The other main collection of commercial yarn is my stash of sock yarn:

The purpley-grey in the top right does not want to be socks, so I’m planning on making it into some kind of wrap or scarf. The Lorna’s Laces below it (light blue and black) pools like crazy if I knit it into socks my size, so I’ll have to find someone with small feet whom I like enough to give hand-knit socks. (Sadly, this rules out absolutely every member of my immediate family. We all have huge feet.) The ones I’m looking forward to knitting with the most are the two greens. (Well, and the second skein of Claudia hand-painted, because it’s so sproingy!)

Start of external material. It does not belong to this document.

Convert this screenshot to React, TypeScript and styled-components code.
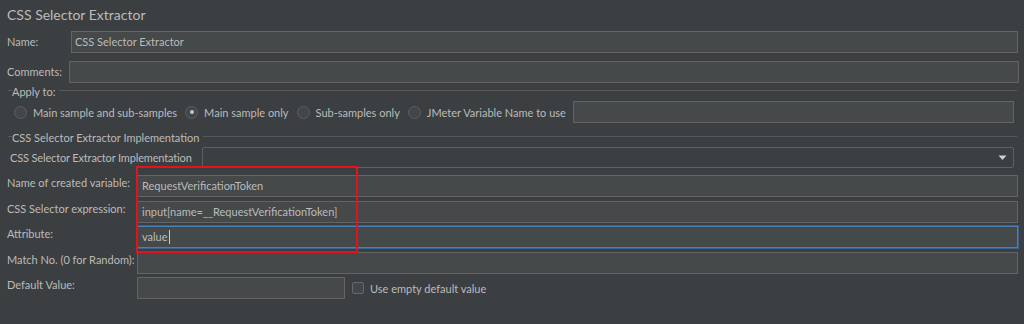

The majority of the rest of my yarn stash is handspun. There are the natural-colored yarns:


The lighter yarn is for a sweater: probably the Tangled Yoke Cardigan, if I got the yardage and weight of the yarn right. The darker is for colorwork with a lighter yarn that I haven’t finished yet.

There are the dyed yarns:

The enormous green skeins are enough for a sweater for someone else, but not for me — there is a downside to being 5’11” with long arms and a long torso, and it’s that spinning up for a sweater takes a little longer. The white-pink-green-yellow is probably going to be socks for a child: I dyed the fiber with easter egg dyes and it ended up a little too pastel for my taste. The rest mostly tend toward lace-weight, so I’ll be knitting a good number of light, lace pieces in the future.

Overall, I love spinning with color, but I find it hard to get enough fiber to make any particularly sizable project — and I only need so many hats and mittens, even in the Northeast.

If you happen to spin, what do you do with small quantities of handspun yarn? If you don’t spin, what would you like to do with it, if you had a couple hundred yards of handspun colorful yarn?